The move could further encourage Honduras to move closer to China because of what the Central American country sees as weak U.S. support, amid intensified efforts by Beijing to win recognition from Central American countries currently aligned with Taiwan.

Hernandez said last month that cuts in U.S. support for Central America would hinder efforts to stem illegal immigration. He welcomed China’s growing diplomatic presence in the region as an “opportunity.”

In an interview with Reuters, Hernandez lamented that prior U.S. commitments to step up investment in Honduras, Guatemala and El Salvador had been scaled back since Trump took office.

Honduras is one of a dwindling number of countries that still have formal diplomatic ties with Taiwan, an island nation off the Chinese coast that Beijing views as a renegade province.

Last week, Pence told Central American countries the United States was willing to help with economic development and investment if they did more to tackle mass migration, corruption and gang violence.

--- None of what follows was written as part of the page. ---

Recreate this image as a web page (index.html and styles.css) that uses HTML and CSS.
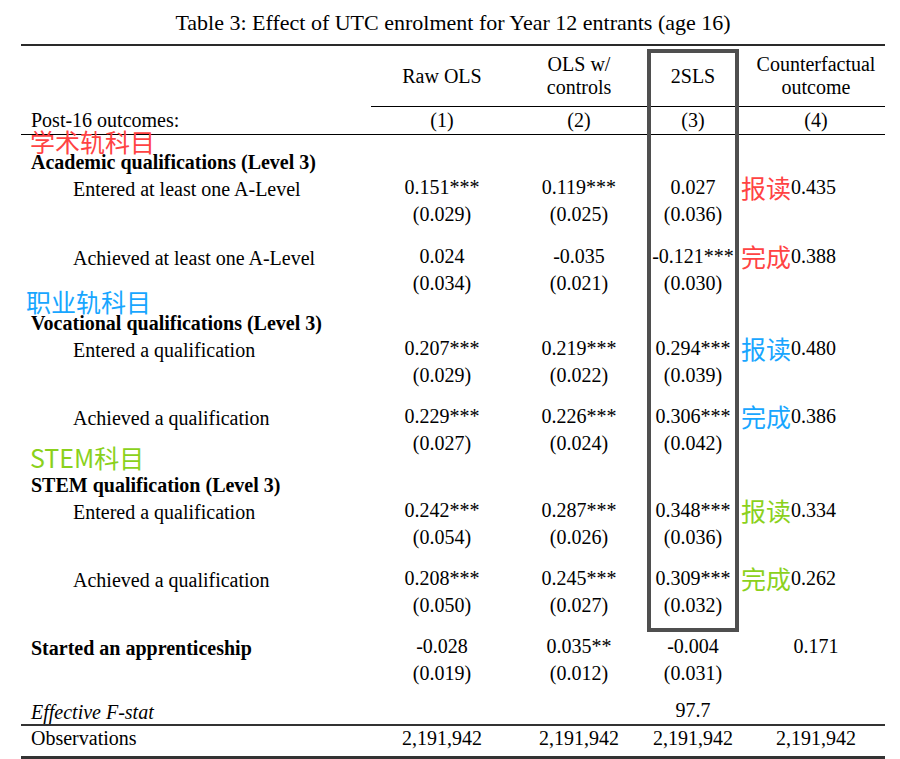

Thousands of migrants have left the impoverished region in recent years.

Honduran migrants, part of a caravan trying to reach the U.S., board a truck during a new leg of their travel in Esquipulas, Guatemala October 16, 2018. REUTERS/Jorge Cabrera

Honduran migrants, part of a caravan trying to reach the U.S., board a truck during a new leg of their travel in Esquipulas, Guatemala October 16, 2018. REUTERS/Jorge Cabrera

GROWING GROUP

The current group making their way north plan to seek refugee status in Mexico or pass through to the United States, saying they are fleeing poverty and violence.

The group more than doubled in size from Saturday, when it set off from northern Honduras in what has been dubbed “March of the Migrant,” an organizer said.

“What Trump says doesn’t interest us,” organizer Fuentes said in an interview shortly before his detention. “These people are fleeing. These people are not tourists.”

He was traveling with hoards of men, women and children, packs in hand, walking northward on a Guatemalan highway about 55 miles (89 km) from the border with Honduras.

Widespread violence and poverty prompt thousands of Central Americans, mainly from El Salvador, Honduras and Guatemala, to make the arduous journey north toward Mexico and the United States in search of a better life.

Guatemala said in a statement on Sunday that it did not promote or endorse “irregular migration.” Guatemalan police initially blocked migrants from reaching a customs booth, Reuters images showed.

Trump ran for president in 2016 on promises to toughen U.S. immigration policies and build a wall along the 2,000-mile(3,220-km) border with Mexico.

Illegal immigration is likely to be a top issue in Nov. 6 U.S. congressional elections when Democrats are seen as having a good chance of gaining control of the House of Representatives from Trump’s fellow Republicans.